— Start —
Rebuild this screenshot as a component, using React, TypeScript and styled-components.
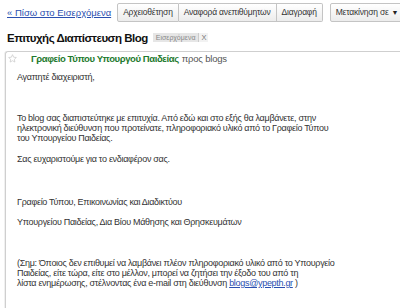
import React from "react";
import styled, { createGlobalStyle } from "styled-components";

const GlobalStyle = createGlobalStyle`
  html, body {
    margin: 0;
    padding: 0;
    background: #ffffff;
    overflow: hidden;
  }
  body {
    font-family: "Liberation Sans", Arial, sans-serif;
    color: #222;
  }
`;

const Page = styled.div`
  width: 400px;
  height: 308px;
  overflow: hidden;
  background: #fff;
`;

const Toolbar = styled.div`
  display: flex;
  align-items: center;
  flex-wrap: nowrap;
  gap: 5px;
  padding: 4px 0 0 7px;
  height: 17px;
  white-space: nowrap;
`;

const BackLink = styled.a`
  font-size: 9.5px;
  color: #2a4fb0;
  text-decoration: underline;
  margin-right: 1px;
  flex-shrink: 0;
`;

const ButtonGroup = styled.div`
  display: flex;
  flex-shrink: 0;
  margin-right: 2px;
`;

const Button = styled.div<{ $first?: boolean; $last?: boolean }>`
  height: 17px;
  line-height: 17px;
  padding: 0 5px;
  font-size: 8.5px;
  letter-spacing: -0.2px;
  color: #333;
  background: linear-gradient(#ffffff, #ececec);
  border: 1px solid #c4c4c4;
  border-left: ${(p) => (p.$first ? "1px solid #c4c4c4" : "none")};
  border-radius: ${(p) =>
    p.$first ? "2px 0 0 2px" : p.$last ? "0 2px 2px 0" : "0"};
  flex-shrink: 0;
`;

const Caret = styled.span`
  font-size: 7px;
  margin-left: 3px;
  color: #222;
`;

const TitleRow = styled.div`
  display: flex;
  align-items: center;
  gap: 5px;
  padding: 8px 0 0 7px;
  height: 17px;
`;

const Title = styled.h1`
  margin: 0;
  font-size: 11.5px;
  letter-spacing: -0.5px;
  font-weight: bold;
  color: #111;
`;

const Label = styled.span`
  display: inline-flex;
  align-items: stretch;
  height: 9px;
  line-height: 9px;
  font-size: 7px;
  color: #888;
`;

const LabelName = styled.span`
  background: #e6e6e6;
  padding: 0 3px;
`;

const LabelClose = styled.span`
  border-left: 1px solid #ccc;
  background: #f2f2f2;
  padding: 0 2px;
  color: #777;
  font-size: 7.5px;
`;

const Message = styled.div`
  margin: 5px 0 0 5px;
  border-top: 1px solid #cfcfcf;
  border-left: 1px solid #cfcfcf;
  border-top-left-radius: 3px;
  box-shadow: -1px 0 0 #f0f0f0;
  height: 300px;
`;

const Header = styled.div`
  display: flex;
  align-items: center;
  height: 13px;
  padding: 0 0 0 2px;
`;

const Star = styled.svg`
  width: 9px;
  height: 9px;
  margin-right: 14px;
`;

const Sender = styled.span`
  font-size: 9.5px;
  letter-spacing: -0.4px;
  font-weight: bold;
  color: #1e7a2e;
`;

const Recipient = styled.span`
  font-size: 9.5px;
  letter-spacing: -0.2px;
  color: #555;
  margin-left: 3px;
`;

const Body = styled.div`
  padding: 0 0 0 11px;
  font-size: 9px;
  letter-spacing: -0.3px;
  line-height: 10px;
  color: #333;
`;

const Para = styled.p<{ $gap: number }>`
  margin: ${(p) => p.$gap}px 0 0 0;
`;

const Mail = styled.a`
  color: #2a4fb0;
  text-decoration: underline;
`;

export default function App() {
  return (
    <Page>
      <GlobalStyle />
      <Toolbar>
        <BackLink>« Πίσω στο Εισερχόμενα</BackLink>
        <ButtonGroup>
          <Button $first>Αρχειοθέτηση</Button>
          <Button>Αναφορά ανεπιθύμητων</Button>
          <Button $last>Διαγραφή</Button>
        </ButtonGroup>
        <ButtonGroup>
          <Button $first>
            Μετακίνηση σε<Caret>▼</Caret>
          </Button>
          <Button $last>
            Ετικέτες<Caret>▼</Caret>
          </Button>
        </ButtonGroup>
      </Toolbar>

      <TitleRow>
        <Title>Επιτυχής Διαπίστευση Blog</Title>
        <Label>
          <LabelName>Εισερχόμενα</LabelName>
          <LabelClose>X</LabelClose>
        </Label>
      </TitleRow>

      <Message>
        <Header>
          <Star viewBox="0 0 20 20">
            <path
              d="M10 1.5l2.6 5.6 6 .7-4.5 4.1 1.2 6-5.3-3-5.3 3 1.2-6L1.4 7.8l6-.7z"
              fill="none"
              stroke="#c8c8c8"
              strokeWidth="1.6"
              strokeLinejoin="round"
            />
          </Star>
          <Sender>Γραφείο Τύπου Υπουργού Παιδείας</Sender>
          <Recipient>προς blogs</Recipient>
        </Header>
        <Body>
          <Para $gap={7}>Αγαπητέ διαχειριστή,</Para>
          <Para $gap={31}>
            Το blog σας διαπιστεύτηκε με επιτυχία. Από εδώ και στο εξής θα λαμβάνετε, στην
            <br />
            ηλεκτρονική διεύθυνση που προτείνατε, πληροφοριακό υλικό από το Γραφείο Τύπου
            <br />
            του Υπουργείου Παιδείας.
          </Para>
          <Para $gap={11}>Σας ευχαριστούμε για το ενδιαφέρον σας.</Para>
          <Para $gap={33}>Γραφείο Τύπου, Επικοινωνίας και Διαδικτύου</Para>
          <Para $gap={10}>Υπουργείου Παιδείας, Δια Βίου Μάθησης και Θρησκευμάτων</Para>
          <Para $gap={31}>
            (Σημ: Όποιος δεν επιθυμεί να λαμβάνει πλέον πληροφοριακό υλικό από το Υπουργείο
            <br />
            Παιδείας, είτε τώρα, είτε στο μέλλον, μπορεί να ζητήσει την έξοδο του από τη
            <br />
            λίστα ενημέρωσης, στέλνοντας ένα e-mail στη διεύθυνση{" "}
            <Mail>blogs@ypepth.gr</Mail> )
          </Para>
        </Body>
      </Message>
    </Page>
  );
}
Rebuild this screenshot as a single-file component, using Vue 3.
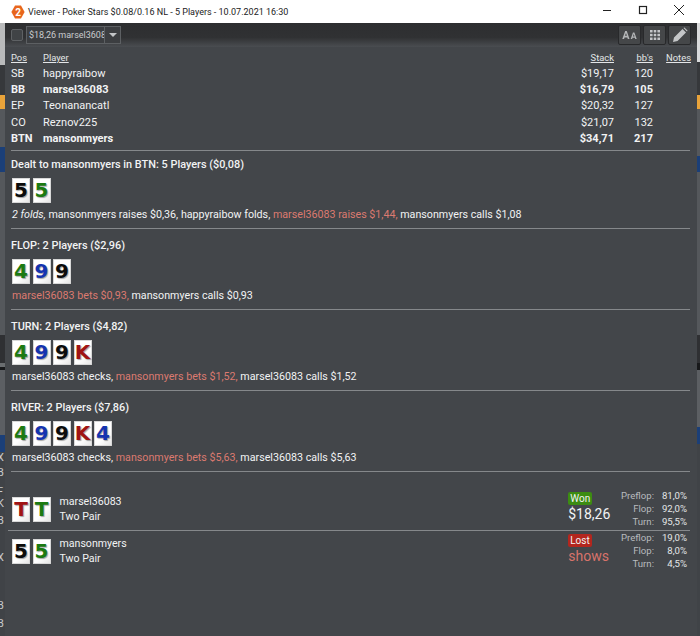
— End —
» WORK TO BE COMPLETED
From the listing above, print every entry precisely and drop the pictures.

» PROBLEM SOLUTION
Rebuild this screenshot as a component, using React, TypeScript and styled-components.
import React from "react";
import styled, { createGlobalStyle } from "styled-components";

const GlobalStyle = createGlobalStyle`
  html, body {
    margin: 0;
    padding: 0;
    background: #ffffff;
    overflow: hidden;
  }
  body {
    font-family: "Liberation Sans", Arial, sans-serif;
    color: #222;
  }
`;

const Page = styled.div`
  width: 400px;
  height: 308px;
  overflow: hidden;
  background: #fff;
`;

const Toolbar = styled.div`
  display: flex;
  align-items: center;
  flex-wrap: nowrap;
  gap: 5px;
  padding: 4px 0 0 7px;
  height: 17px;
  white-space: nowrap;
`;

const BackLink = styled.a`
  font-size: 9.5px;
  color: #2a4fb0;
  text-decoration: underline;
  margin-right: 1px;
  flex-shrink: 0;
`;

const ButtonGroup = styled.div`
  display: flex;
  flex-shrink: 0;
  margin-right: 2px;
`;

const Button = styled.div<{ $first?: boolean; $last?: boolean }>`
  height: 17px;
  line-height: 17px;
  padding: 0 5px;
  font-size: 8.5px;
  letter-spacing: -0.2px;
  color: #333;
  background: linear-gradient(#ffffff, #ececec);
  border: 1px solid #c4c4c4;
  border-left: ${(p) => (p.$first ? "1px solid #c4c4c4" : "none")};
  border-radius: ${(p) =>
    p.$first ? "2px 0 0 2px" : p.$last ? "0 2px 2px 0" : "0"};
  flex-shrink: 0;
`;

const Caret = styled.span`
  font-size: 7px;
  margin-left: 3px;
  color: #222;
`;

const TitleRow = styled.div`
  display: flex;
  align-items: center;
  gap: 5px;
  padding: 8px 0 0 7px;
  height: 17px;
`;

const Title = styled.h1`
  margin: 0;
  font-size: 11.5px;
  letter-spacing: -0.5px;
  font-weight: bold;
  color: #111;
`;

const Label = styled.span`
  display: inline-flex;
  align-items: stretch;
  height: 9px;
  line-height: 9px;
  font-size: 7px;
  color: #888;
`;

const LabelName = styled.span`
  background: #e6e6e6;
  padding: 0 3px;
`;

const LabelClose = styled.span`
  border-left: 1px solid #ccc;
  background: #f2f2f2;
  padding: 0 2px;
  color: #777;
  font-size: 7.5px;
`;

const Message = styled.div`
  margin: 5px 0 0 5px;
  border-top: 1px solid #cfcfcf;
  border-left: 1px solid #cfcfcf;
  border-top-left-radius: 3px;
  box-shadow: -1px 0 0 #f0f0f0;
  height: 300px;
`;

const Header = styled.div`
  display: flex;
  align-items: center;
  height: 13px;
  padding: 0 0 0 2px;
`;

const Star = styled.svg`
  width: 9px;
  height: 9px;
  margin-right: 14px;
`;

const Sender = styled.span`
  font-size: 9.5px;
  letter-spacing: -0.4px;
  font-weight: bold;
  color: #1e7a2e;
`;

const Recipient = styled.span`
  font-size: 9.5px;
  letter-spacing: -0.2px;
  color: #555;
  margin-left: 3px;
`;

const Body = styled.div`
  padding: 0 0 0 11px;
  font-size: 9px;
  letter-spacing: -0.3px;
  line-height: 10px;
  color: #333;
`;

const Para = styled.p<{ $gap: number }>`
  margin: ${(p) => p.$gap}px 0 0 0;
`;

const Mail = styled.a`
  color: #2a4fb0;
  text-decoration: underline;
`;

export default function App() {
  return (
    <Page>
      <GlobalStyle />
      <Toolbar>
        <BackLink>« Πίσω στο Εισερχόμενα</BackLink>
        <ButtonGroup>
          <Button $first>Αρχειοθέτηση</Button>
          <Button>Αναφορά ανεπιθύμητων</Button>
          <Button $last>Διαγραφή</Button>
        </ButtonGroup>
        <ButtonGroup>
          <Button $first>
            Μετακίνηση σε<Caret>▼</Caret>
          </Button>
          <Button $last>
            Ετικέτες<Caret>▼</Caret>
          </Button>
        </ButtonGroup>
      </Toolbar>

      <TitleRow>
        <Title>Επιτυχής Διαπίστευση Blog</Title>
        <Label>
          <LabelName>Εισερχόμενα</LabelName>
          <LabelClose>X</LabelClose>
        </Label>
      </TitleRow>

      <Message>
        <Header>
          <Star viewBox="0 0 20 20">
            <path
              d="M10 1.5l2.6 5.6 6 .7-4.5 4.1 1.2 6-5.3-3-5.3 3 1.2-6L1.4 7.8l6-.7z"
              fill="none"
              stroke="#c8c8c8"
              strokeWidth="1.6"
              strokeLinejoin="round"
            />
          </Star>
          <Sender>Γραφείο Τύπου Υπουργού Παιδείας</Sender>
          <Recipient>προς blogs</Recipient>
        </Header>
        <Body>
          <Para $gap={7}>Αγαπητέ διαχειριστή,</Para>
          <Para $gap={31}>
            Το blog σας διαπιστεύτηκε με επιτυχία. Από εδώ και στο εξής θα λαμβάνετε, στην
            <br />
            ηλεκτρονική διεύθυνση που προτείνατε, πληροφοριακό υλικό από το Γραφείο Τύπου
            <br />
            του Υπουργείου Παιδείας.
          </Para>
          <Para $gap={11}>Σας ευχαριστούμε για το ενδιαφέρον σας.</Para>
          <Para $gap={33}>Γραφείο Τύπου, Επικοινωνίας και Διαδικτύου</Para>
          <Para $gap={10}>Υπουργείου Παιδείας, Δια Βίου Μάθησης και Θρησκευμάτων</Para>
          <Para $gap={31}>
            (Σημ: Όποιος δεν επιθυμεί να λαμβάνει πλέον πληροφοριακό υλικό από το Υπουργείο
            <br />
            Παιδείας, είτε τώρα, είτε στο μέλλον, μπορεί να ζητήσει την έξοδο του από τη
            <br />
            λίστα ενημέρωσης, στέλνοντας ένα e-mail στη διεύθυνση{" "}
            <Mail>blogs@ypepth.gr</Mail> )
          </Para>
        </Body>
      </Message>
    </Page>
  );
}
Rebuild this screenshot as a single-file component, using Vue 3.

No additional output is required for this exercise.